China to ban water-polluting paper mills, oil refineries

China will ban water-polluting paper mills, oil refineries, pesticide producers and other industrial plants by the end of 2016, as it moves to tackle severe pollution of the country's water supply.

The long-awaited plan comes as the central government steps up its "war on pollution" after years of industrial development that have left one-third of China's major river basins and 60 per cent of its underground water contaminated.

Growing public discontent over the environmental degradation has led to increasing scrutiny of industrial polluters. China's largest energy company China National Petroleum Corporation last month agreed to pay 100 million yuan ($16 million) in compensation after it was accused of leaking benzene into the water system in Lanzhou in northwest China.

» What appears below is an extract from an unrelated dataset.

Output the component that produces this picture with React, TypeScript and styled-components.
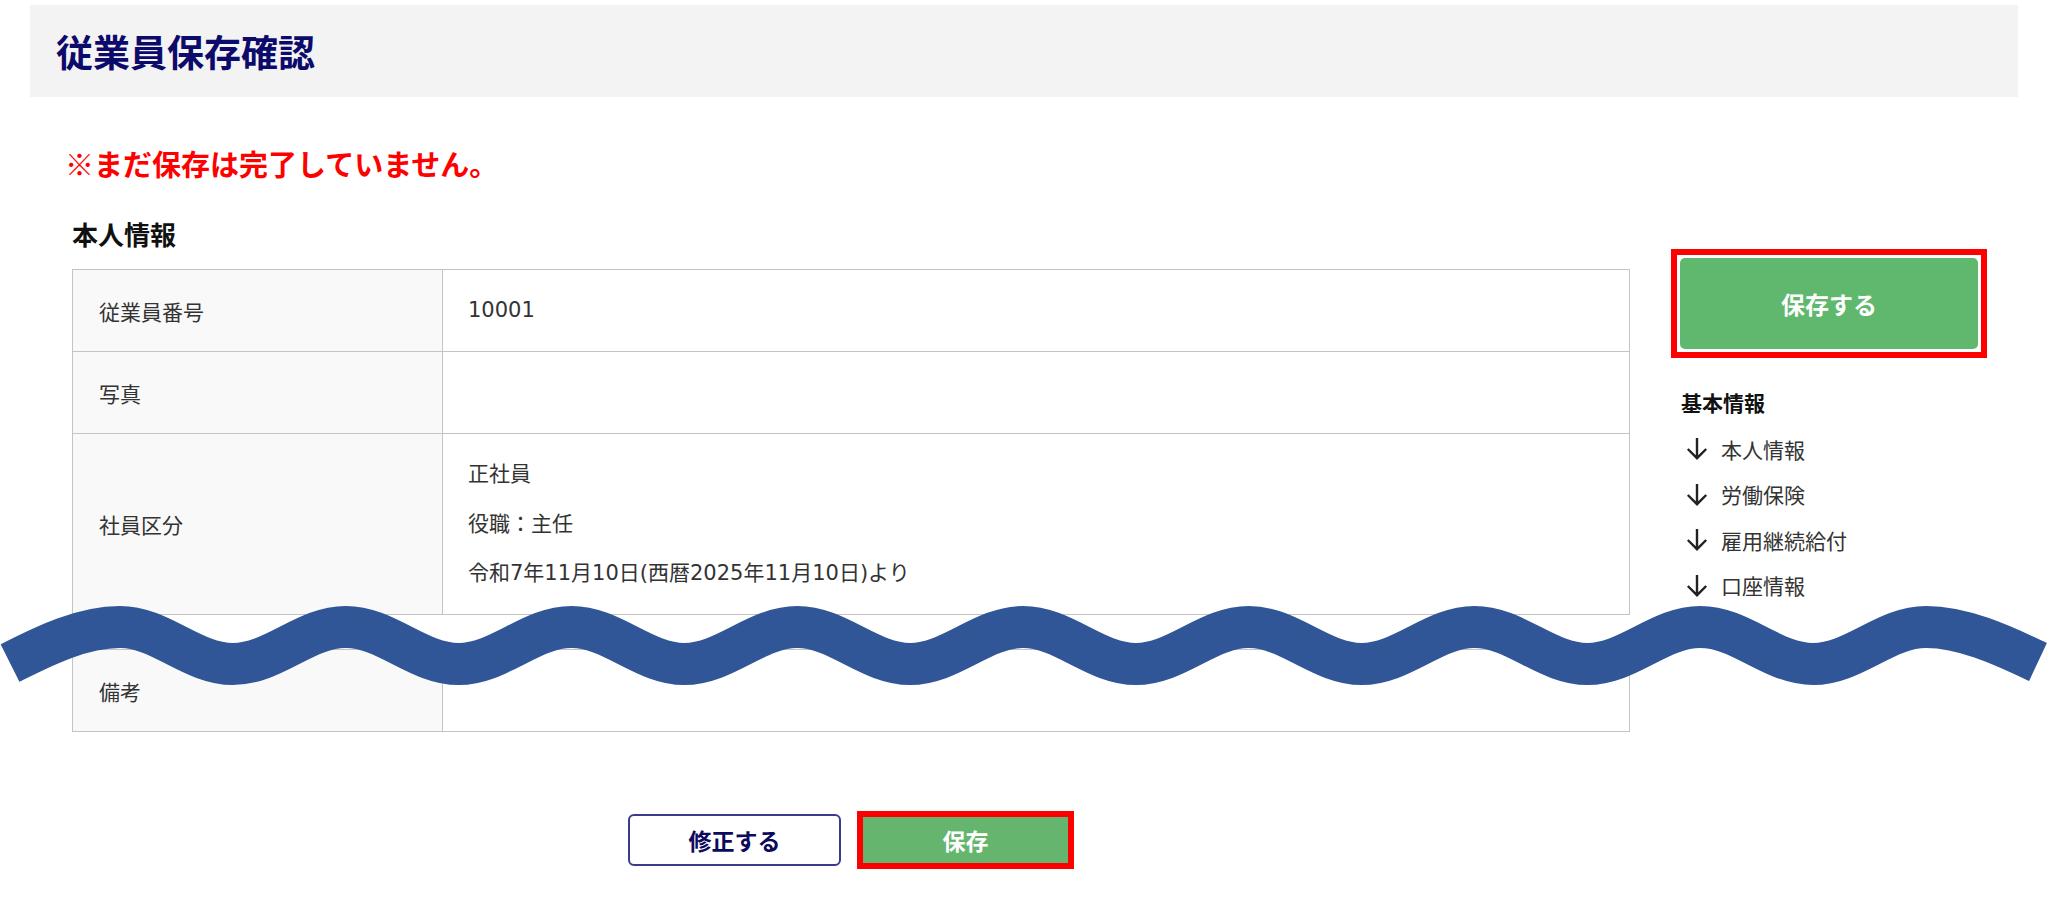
import React from "react";
import styled, { createGlobalStyle } from "styled-components";

const GlobalStyle = createGlobalStyle`
  html, body {
    margin: 0;
    padding: 0;
    background: #fff;
  }
  body {
    font-family: "Noto Sans CJK JP", "Noto Sans", sans-serif;
    color: #333;
  }
`;

const rows = [
  { label: "従業員番号", lines: ["10001"] },
  { label: "写真", lines: [""] },
  {
    label: "社員区分",
    lines: ["正社員", "役職：主任", "令和7年11月10日(西暦2025年11月10日)より"],
  },
];

const navLinks = ["本人情報", "労働保険", "雇用継続給付", "口座情報"];

const WAVE_PERIOD = 225.75;
const WAVE_FIRST_PEAK = 120;
const PEAK_Y = 37;
const TROUGH_Y = 74;

// wave centre line: rising start, sine-like middle, falling end
const buildWave = () => {
  const half = WAVE_PERIOD / 2;
  const lastPeak = WAVE_FIRST_PEAK + WAVE_PERIOD * 8;
  let d = `M 10 73 C 40 58 ${WAVE_FIRST_PEAK - 40} ${PEAK_Y} ${WAVE_FIRST_PEAK} ${PEAK_Y}`;
  let x = WAVE_FIRST_PEAK;
  let atPeak = true;
  while (x < lastPeak - 1) {
    const nx = x + half;
    const y0 = atPeak ? PEAK_Y : TROUGH_Y;
    const y1 = atPeak ? TROUGH_Y : PEAK_Y;
    d += ` C ${x + half * 0.36} ${y0} ${nx - half * 0.36} ${y1} ${nx} ${y1}`;
    x = nx;
    atPeak = !atPeak;
  }
  d += ` C ${lastPeak + 40} ${PEAK_Y} 2008 58 2038 72`;
  return d;
};

const App = () => {
  return (
    <>
      <GlobalStyle />
      <Page>
        <Header>
          <Title>従業員保存確認</Title>
        </Header>

        <Warning>※まだ保存は完了していません。</Warning>

        <Columns>
          <Main>
            <SectionTitle>本人情報</SectionTitle>
            <InfoTable>
              <tbody>
                {rows.map((row) => (
                  <tr key={row.label}>
                    <LabelCell>{row.label}</LabelCell>
                    <ValueCell>
                      {row.lines.map((line, i) => (
                        <Line key={i} $last={i === row.lines.length - 1}>
                          {line}
                        </Line>
                      ))}
                    </ValueCell>
                  </tr>
                ))}
              </tbody>
            </InfoTable>
            <Gap />
            <InfoTable>
              <tbody>
                <tr>
                  <LabelCell>備考</LabelCell>
                  <ValueCell>
                    <Line $last>{""}</Line>
                  </ValueCell>
                </tr>
              </tbody>
            </InfoTable>

            <Actions>
              <EditButton>修正する</EditButton>
              <Highlight $pad={0}>
                <SaveButton>保存</SaveButton>
              </Highlight>
            </Actions>
          </Main>

          <Side>
            <Highlight $pad={3}>
              <SideSaveButton>保存する</SideSaveButton>
            </Highlight>
            <SideTitle>基本情報</SideTitle>
            <NavList>
              {navLinks.map((link) => (
                <NavItem key={link}>
                  <svg width="22" height="23" viewBox="0 0 22 23" fill="none">
                    <path
                      d="M11 1 V21 M1.8 12 L11 21.2 L20.2 12"
                      stroke="#222"
                      strokeWidth="2.4"
                    />
                  </svg>
                  <span>{link}</span>
                </NavItem>
              ))}
            </NavList>
          </Side>
        </Columns>

        <Wave viewBox="0 0 2048 110" preserveAspectRatio="none">
          <path d={buildWave()} stroke="#305697" strokeWidth="42" fill="none" />
        </Wave>
      </Page>
    </>
  );
};

export default App;

const Page = styled.div`
  position: relative;
  width: 2048px;
  min-height: 910px;
  box-sizing: border-box;
  padding: 5px 30px 0 30px;
`;

const Header = styled.div`
  height: 92px;
  background: #f3f3f3;
  display: flex;
  align-items: center;
  padding-left: 26px;
`;

const Title = styled.h1`
  margin: 0;
  font-size: 37px;
  line-height: 44px;
  font-weight: 700;
  color: #0c0a6b;
`;

const Warning = styled.p`
  margin: 46px 0 0 35px;
  font-size: 29px;
  line-height: 40px;
  font-weight: 700;
  color: #ff0000;
`;

const Columns = styled.div`
  display: flex;
  gap: 41px;
  padding-left: 42px;
  margin-top: 33px;
`;

const Main = styled.div`
  width: 1558px;
  display: flex;
  flex-direction: column;
`;

const SectionTitle = styled.h2`
  margin: 0 0 17px 0;
  font-size: 26px;
  line-height: 36px;
  font-weight: 700;
  color: #111;
`;

const InfoTable = styled.table`
  width: 100%;
  border-collapse: collapse;
  border: 1px solid #c4c4c4;
  font-family: "DejaVu Sans", "Noto Sans CJK JP", sans-serif;
  font-size: 21px;
  color: #333;
`;

const LabelCell = styled.th`
  width: 370px;
  box-sizing: border-box;
  background: #f9f9f9;
  border: 1px solid #c4c4c4;
  padding: 0 0 0 26px;
  text-align: left;
  font-weight: 400;
  vertical-align: middle;
`;

const ValueCell = styled.td`
  border: 1px solid #c4c4c4;
  padding: 25px 25px 26px 25px;
`;

const Line = styled.div<{ $last?: boolean }>`
  height: 30px;
  line-height: 30px;
  margin-bottom: ${(p) => (p.$last ? 0 : "19.5px")};
`;

const Gap = styled.div`
  height: 34px;
`;

const Actions = styled.div`
  display: flex;
  justify-content: center;
  align-items: center;
  gap: 16px;
  margin-top: 79px;
`;

const Highlight = styled.div<{ $pad: number }>`
  border: 6px solid #ff0000;
  padding: ${(p) => p.$pad}px;
  background: #fff;
  display: flex;
`;

const EditButton = styled.button`
  width: 213px;
  height: 52px;
  background: #fff;
  border: 2px solid #3b3a8c;
  border-radius: 6px;
  font-family: inherit;
  font-size: 23px;
  font-weight: 700;
  color: #0c0a5c;
  cursor: pointer;
`;

const SaveButton = styled.button`
  width: 205px;
  height: 46px;
  background: #65b56e;
  border: none;
  font-family: inherit;
  font-size: 23px;
  font-weight: 700;
  color: #fff;
  cursor: pointer;
`;

const Side = styled.aside`
  width: 316px;
  margin-top: 33px;
  display: flex;
  flex-direction: column;
`;

const SideSaveButton = styled.button`
  width: 298px;
  height: 91px;
  background: #5fb86d;
  border: none;
  border-radius: 5px;
  font-family: inherit;
  font-size: 24px;
  font-weight: 700;
  color: #fff;
  cursor: pointer;
`;

const SideTitle = styled.h3`
  margin: 29px 0 0 10px;
  font-size: 21px;
  line-height: 30px;
  font-weight: 700;
  color: #111;
`;

const NavList = styled.ul`
  list-style: none;
  margin: 9px 0 0 0;
  padding: 0 0 0 15px;
  display: flex;
  flex-direction: column;
`;

const NavItem = styled.li`
  display: flex;
  align-items: center;
  gap: 13px;
  height: 45.5px;
  font-size: 21px;
  color: #333;
  svg {
    flex: none;
  }
`;

const Wave = styled.svg`
  position: absolute;
  left: 0;
  top: 590px;
  width: 2048px;
  height: 110px;
  pointer-events: none;
`;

But experts say much more needs to be done to protect China's scarce water resources.

"Water is the bottleneck to China's industrial development. Coal miners and factories located in western regions are suffering from water shortage, and if their discharge of dirty waste water is not treated, the pressure will increase," said Alex Zhang, president of McWong Environmental Technology, a United States-based water technology company.

The new plan - published by the State Council, China's cabinet - aims to raise the share of good quality water, ranked at national standard three or above, to more than 70 per cent in the seven major river basins, and to more than 93 per cent in the urban drinking water supply by 2020.

Impact on water will become a key consideration in future industrial expansion, said the cabinet, adding that it will restrict building of petrochemical and metal smelting factories along major river basins.

"We will fully consider the capacity of our water resources and environment, and determine city planning, project location, population and industrial output according to water reserves," it said.

China currently controls water usage by allocating volume permits to each province, and requests for additional water for new projects will be refused in regions already exceeding their allocated quotas, said the cabinet.

The government is targeting a cap on overall water consumption at 670 billion cubic meters by 2020, and wants to cut agricultural water use by more than 3.7 billion cubic meters by improving irrigation efficiency by 2018.

Tiered pricing for residential water users will be rolled out nationwide this year to encourage conservation. Non-residential users will be charged progressive fees for overshooting quotas under a plan to enter into force by 2020.